→ **Given task**: Your task is to repeat the lines below exactly, excluding any pictures they contain.

--- Start ---

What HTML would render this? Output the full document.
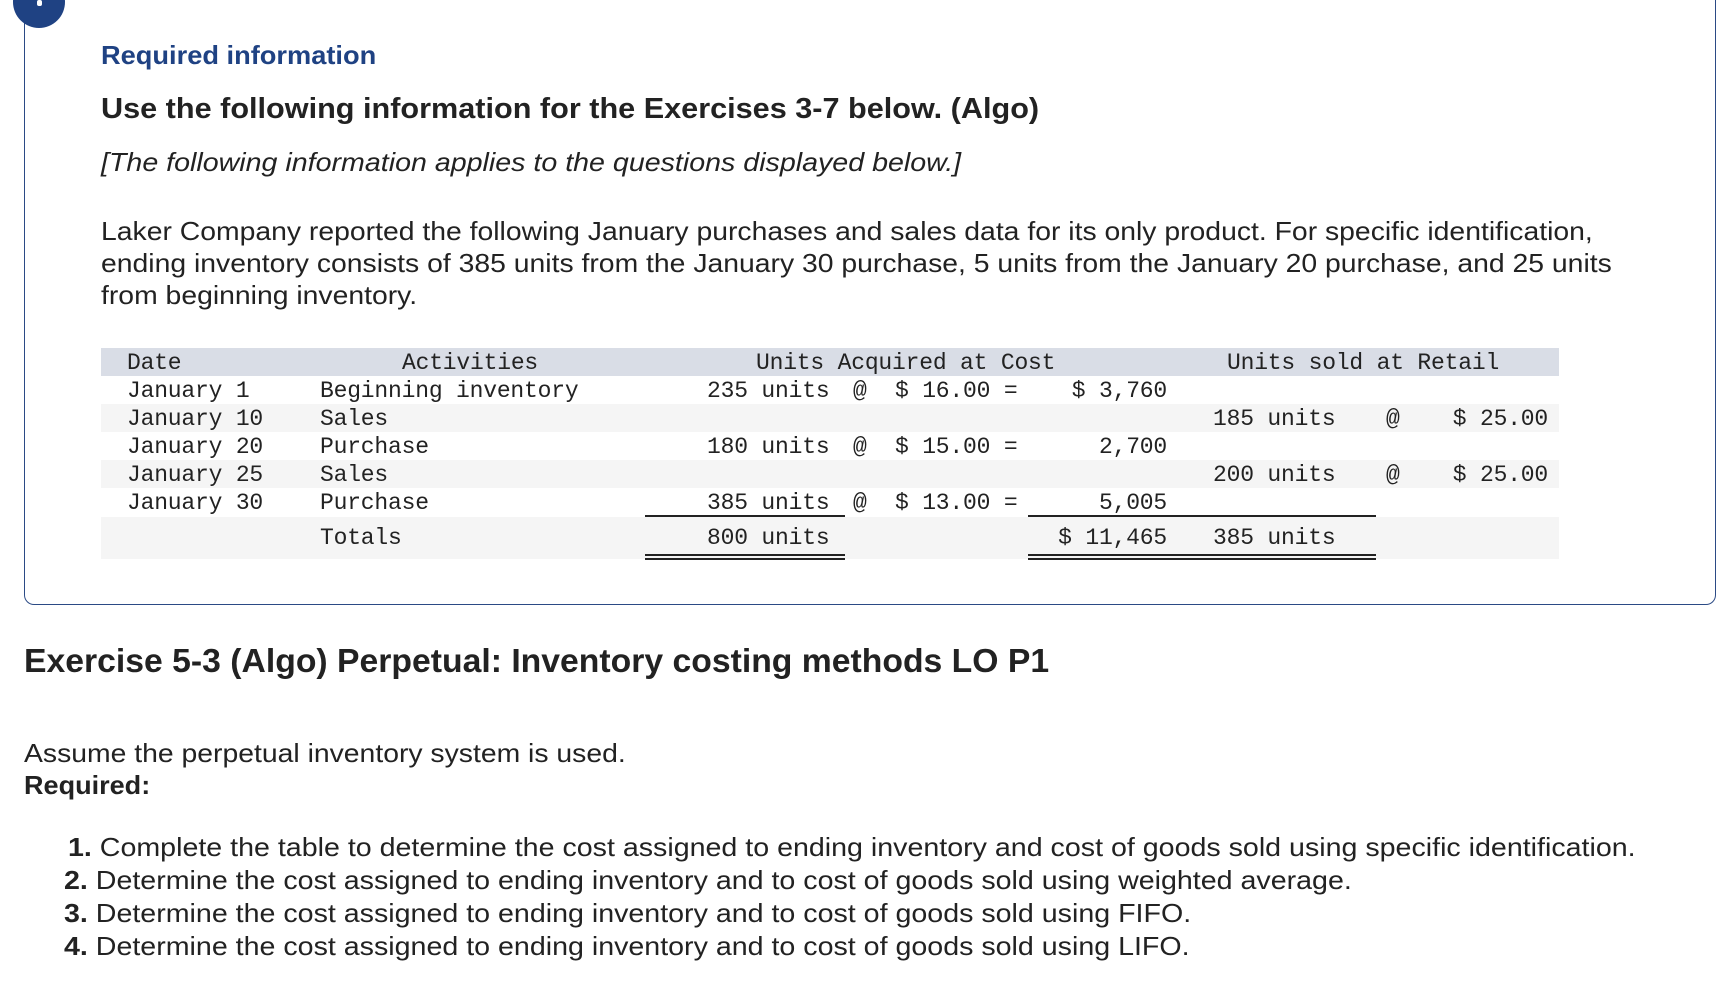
<!DOCTYPE html>
<html><head><meta charset="utf-8"><style>
body{margin:0;width:1718px;height:992px;background:#fff;position:relative;overflow:hidden;font-family:"Liberation Sans",Arial,sans-serif;color:#222;}
.a{position:absolute;white-space:nowrap;transform-origin:0 50%;}
.s{transform:scaleX(1.09);}
.m{position:absolute;font-family:"Liberation Mono",monospace;font-size:23px;letter-spacing:-0.2px;white-space:pre;color:#222;line-height:28px;}
.r{text-align:right;}
.bg{position:absolute;left:101px;width:1458px;}
.ln{position:absolute;height:2px;background:#222;}
</style></head><body>
<div style="position:absolute;left:24px;top:-20px;width:1690px;height:624px;border:1.5px solid #2b4a85;border-top:none;border-radius:0 0 10px 10px;"></div>
<div style="position:absolute;left:13px;top:-24px;width:52px;height:52px;border-radius:50%;background:#1f4283;"></div>
<div style="position:absolute;left:37px;top:0;width:5px;height:6px;background:#fff;border-radius:2px"></div>

<div class="a" style="left:101px;top:40px;font-size:26px;font-weight:bold;color:#1f4283;transform:scaleX(1.047)">Required information</div>
<div class="a" style="left:101px;top:93px;font-size:29px;font-weight:bold;transform:scaleX(1.056)">Use the following information for the Exercises 3-7 below. (Algo)</div>
<div class="a" style="left:101px;top:147px;font-size:26px;font-style:italic;transform:scaleX(1.10)">[The following information applies to the questions displayed below.]</div>
<div class="a s" style="left:101px;top:216px;font-size:26px;">Laker Company reported the following January purchases and sales data for its only product. For specific identification,</div>
<div class="a s" style="left:101px;top:248px;font-size:26px;">ending inventory consists of 385 units from the January 30 purchase, 5 units from the January 20 purchase, and 25 units</div>
<div class="a s" style="left:101px;top:280px;font-size:26px;">from beginning inventory.</div>

<div class="bg" style="top:348px;height:28px;background:#d9dde6"></div>
<div class="bg" style="top:404px;height:28px;background:#f5f5f5"></div>
<div class="bg" style="top:460px;height:28px;background:#f5f5f5"></div>
<div class="bg" style="top:517px;height:42px;background:#f5f5f5"></div>

<div class="m" style="left:127px;top:349px">Date</div>
<div class="m" style="left:402px;top:349px">Activities</div>
<div class="m" style="left:756px;top:349px">Units Acquired at Cost</div>
<div class="m" style="left:1227px;top:349px">Units sold at Retail</div>

<div class="m" style="left:127px;top:377px">January 1</div>
<div class="m" style="left:320px;top:377px">Beginning inventory</div>
<div class="m" style="left:707px;top:377px">235 units</div>
<div class="m" style="left:853px;top:377px">@</div>
<div class="m" style="left:895px;top:377px">$ 16.00 =</div>
<div class="m r" style="left:1000px;width:167px;top:377px">$ 3,760</div>

<div class="m" style="left:127px;top:405px">January 10</div>
<div class="m" style="left:320px;top:405px">Sales</div>
<div class="m" style="left:1213px;top:405px">185 units</div>
<div class="m" style="left:1386px;top:405px">@</div>
<div class="m r" style="left:1400px;width:148px;top:405px">$ 25.00</div>

<div class="m" style="left:127px;top:433px">January 20</div>
<div class="m" style="left:320px;top:433px">Purchase</div>
<div class="m" style="left:707px;top:433px">180 units</div>
<div class="m" style="left:853px;top:433px">@</div>
<div class="m" style="left:895px;top:433px">$ 15.00 =</div>
<div class="m r" style="left:1000px;width:167px;top:433px">2,700</div>

<div class="m" style="left:127px;top:461px">January 25</div>
<div class="m" style="left:320px;top:461px">Sales</div>
<div class="m" style="left:1213px;top:461px">200 units</div>
<div class="m" style="left:1386px;top:461px">@</div>
<div class="m r" style="left:1400px;width:148px;top:461px">$ 25.00</div>

<div class="m" style="left:127px;top:489px">January 30</div>
<div class="m" style="left:320px;top:489px">Purchase</div>
<div class="m" style="left:707px;top:489px">385 units</div>
<div class="m" style="left:853px;top:489px">@</div>
<div class="m" style="left:895px;top:489px">$ 13.00 =</div>
<div class="m r" style="left:1000px;width:167px;top:489px">5,005</div>

<div class="m" style="left:320px;top:524px">Totals</div>
<div class="m" style="left:707px;top:524px">800 units</div>
<div class="m r" style="left:1000px;width:167px;top:524px">$ 11,465</div>
<div class="m" style="left:1213px;top:524px">385 units</div>

<div class="ln" style="left:645px;width:200px;top:515px;height:1.5px"></div>
<div class="ln" style="left:1028px;width:348px;top:515px;height:1.5px"></div>
<div class="ln" style="left:645px;width:200px;top:554px;height:1.5px"></div>
<div class="ln" style="left:645px;width:200px;top:558px;height:1.5px"></div>
<div class="ln" style="left:1028px;width:348px;top:554px;height:1.5px"></div>
<div class="ln" style="left:1028px;width:348px;top:558px;height:1.5px"></div>

<div class="a" style="left:24px;top:642px;font-size:33px;font-weight:bold;transform:scaleX(1.022)">Exercise 5-3 (Algo) Perpetual: Inventory costing methods LO P1</div>
<div class="a s" style="left:24px;top:738px;font-size:26px;">Assume the perpetual inventory system is used.</div>
<div class="a s" style="left:24px;top:770px;font-size:26px;font-weight:bold;transform:scaleX(1.04)">Required:</div>
<div class="a" style="left:68px;top:832px;font-size:26px;transform:scaleX(1.10)"><b>1.</b> Complete the table to determine the cost assigned to ending inventory and cost of goods sold using specific identification.</div>
<div class="a" style="left:64px;top:865px;font-size:26px;transform:scaleX(1.10)"><b>2.</b> Determine the cost assigned to ending inventory and to cost of goods sold using weighted average.</div>
<div class="a" style="left:64px;top:898px;font-size:26px;transform:scaleX(1.10)"><b>3.</b> Determine the cost assigned to ending inventory and to cost of goods sold using FIFO.</div>
<div class="a" style="left:64px;top:931px;font-size:26px;transform:scaleX(1.10)"><b>4.</b> Determine the cost assigned to ending inventory and to cost of goods sold using LIFO.</div>
</body></html>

--- End ---

→ **Worked answer**:
What HTML would render this? Output the full document.
<!DOCTYPE html>
<html><head><meta charset="utf-8"><style>
body{margin:0;width:1718px;height:992px;background:#fff;position:relative;overflow:hidden;font-family:"Liberation Sans",Arial,sans-serif;color:#222;}
.a{position:absolute;white-space:nowrap;transform-origin:0 50%;}
.s{transform:scaleX(1.09);}
.m{position:absolute;font-family:"Liberation Mono",monospace;font-size:23px;letter-spacing:-0.2px;white-space:pre;color:#222;line-height:28px;}
.r{text-align:right;}
.bg{position:absolute;left:101px;width:1458px;}
.ln{position:absolute;height:2px;background:#222;}
</style></head><body>
<div style="position:absolute;left:24px;top:-20px;width:1690px;height:624px;border:1.5px solid #2b4a85;border-top:none;border-radius:0 0 10px 10px;"></div>
<div style="position:absolute;left:13px;top:-24px;width:52px;height:52px;border-radius:50%;background:#1f4283;"></div>
<div style="position:absolute;left:37px;top:0;width:5px;height:6px;background:#fff;border-radius:2px"></div>

<div class="a" style="left:101px;top:40px;font-size:26px;font-weight:bold;color:#1f4283;transform:scaleX(1.047)">Required information</div>
<div class="a" style="left:101px;top:93px;font-size:29px;font-weight:bold;transform:scaleX(1.056)">Use the following information for the Exercises 3-7 below. (Algo)</div>
<div class="a" style="left:101px;top:147px;font-size:26px;font-style:italic;transform:scaleX(1.10)">[The following information applies to the questions displayed below.]</div>
<div class="a s" style="left:101px;top:216px;font-size:26px;">Laker Company reported the following January purchases and sales data for its only product. For specific identification,</div>
<div class="a s" style="left:101px;top:248px;font-size:26px;">ending inventory consists of 385 units from the January 30 purchase, 5 units from the January 20 purchase, and 25 units</div>
<div class="a s" style="left:101px;top:280px;font-size:26px;">from beginning inventory.</div>

<div class="bg" style="top:348px;height:28px;background:#d9dde6"></div>
<div class="bg" style="top:404px;height:28px;background:#f5f5f5"></div>
<div class="bg" style="top:460px;height:28px;background:#f5f5f5"></div>
<div class="bg" style="top:517px;height:42px;background:#f5f5f5"></div>

<div class="m" style="left:127px;top:349px">Date</div>
<div class="m" style="left:402px;top:349px">Activities</div>
<div class="m" style="left:756px;top:349px">Units Acquired at Cost</div>
<div class="m" style="left:1227px;top:349px">Units sold at Retail</div>

<div class="m" style="left:127px;top:377px">January 1</div>
<div class="m" style="left:320px;top:377px">Beginning inventory</div>
<div class="m" style="left:707px;top:377px">235 units</div>
<div class="m" style="left:853px;top:377px">@</div>
<div class="m" style="left:895px;top:377px">$ 16.00 =</div>
<div class="m r" style="left:1000px;width:167px;top:377px">$ 3,760</div>

<div class="m" style="left:127px;top:405px">January 10</div>
<div class="m" style="left:320px;top:405px">Sales</div>
<div class="m" style="left:1213px;top:405px">185 units</div>
<div class="m" style="left:1386px;top:405px">@</div>
<div class="m r" style="left:1400px;width:148px;top:405px">$ 25.00</div>

<div class="m" style="left:127px;top:433px">January 20</div>
<div class="m" style="left:320px;top:433px">Purchase</div>
<div class="m" style="left:707px;top:433px">180 units</div>
<div class="m" style="left:853px;top:433px">@</div>
<div class="m" style="left:895px;top:433px">$ 15.00 =</div>
<div class="m r" style="left:1000px;width:167px;top:433px">2,700</div>

<div class="m" style="left:127px;top:461px">January 25</div>
<div class="m" style="left:320px;top:461px">Sales</div>
<div class="m" style="left:1213px;top:461px">200 units</div>
<div class="m" style="left:1386px;top:461px">@</div>
<div class="m r" style="left:1400px;width:148px;top:461px">$ 25.00</div>

<div class="m" style="left:127px;top:489px">January 30</div>
<div class="m" style="left:320px;top:489px">Purchase</div>
<div class="m" style="left:707px;top:489px">385 units</div>
<div class="m" style="left:853px;top:489px">@</div>
<div class="m" style="left:895px;top:489px">$ 13.00 =</div>
<div class="m r" style="left:1000px;width:167px;top:489px">5,005</div>

<div class="m" style="left:320px;top:524px">Totals</div>
<div class="m" style="left:707px;top:524px">800 units</div>
<div class="m r" style="left:1000px;width:167px;top:524px">$ 11,465</div>
<div class="m" style="left:1213px;top:524px">385 units</div>

<div class="ln" style="left:645px;width:200px;top:515px;height:1.5px"></div>
<div class="ln" style="left:1028px;width:348px;top:515px;height:1.5px"></div>
<div class="ln" style="left:645px;width:200px;top:554px;height:1.5px"></div>
<div class="ln" style="left:645px;width:200px;top:558px;height:1.5px"></div>
<div class="ln" style="left:1028px;width:348px;top:554px;height:1.5px"></div>
<div class="ln" style="left:1028px;width:348px;top:558px;height:1.5px"></div>

<div class="a" style="left:24px;top:642px;font-size:33px;font-weight:bold;transform:scaleX(1.022)">Exercise 5-3 (Algo) Perpetual: Inventory costing methods LO P1</div>
<div class="a s" style="left:24px;top:738px;font-size:26px;">Assume the perpetual inventory system is used.</div>
<div class="a s" style="left:24px;top:770px;font-size:26px;font-weight:bold;transform:scaleX(1.04)">Required:</div>
<div class="a" style="left:68px;top:832px;font-size:26px;transform:scaleX(1.10)"><b>1.</b> Complete the table to determine the cost assigned to ending inventory and cost of goods sold using specific identification.</div>
<div class="a" style="left:64px;top:865px;font-size:26px;transform:scaleX(1.10)"><b>2.</b> Determine the cost assigned to ending inventory and to cost of goods sold using weighted average.</div>
<div class="a" style="left:64px;top:898px;font-size:26px;transform:scaleX(1.10)"><b>3.</b> Determine the cost assigned to ending inventory and to cost of goods sold using FIFO.</div>
<div class="a" style="left:64px;top:931px;font-size:26px;transform:scaleX(1.10)"><b>4.</b> Determine the cost assigned to ending inventory and to cost of goods sold using LIFO.</div>
</body></html>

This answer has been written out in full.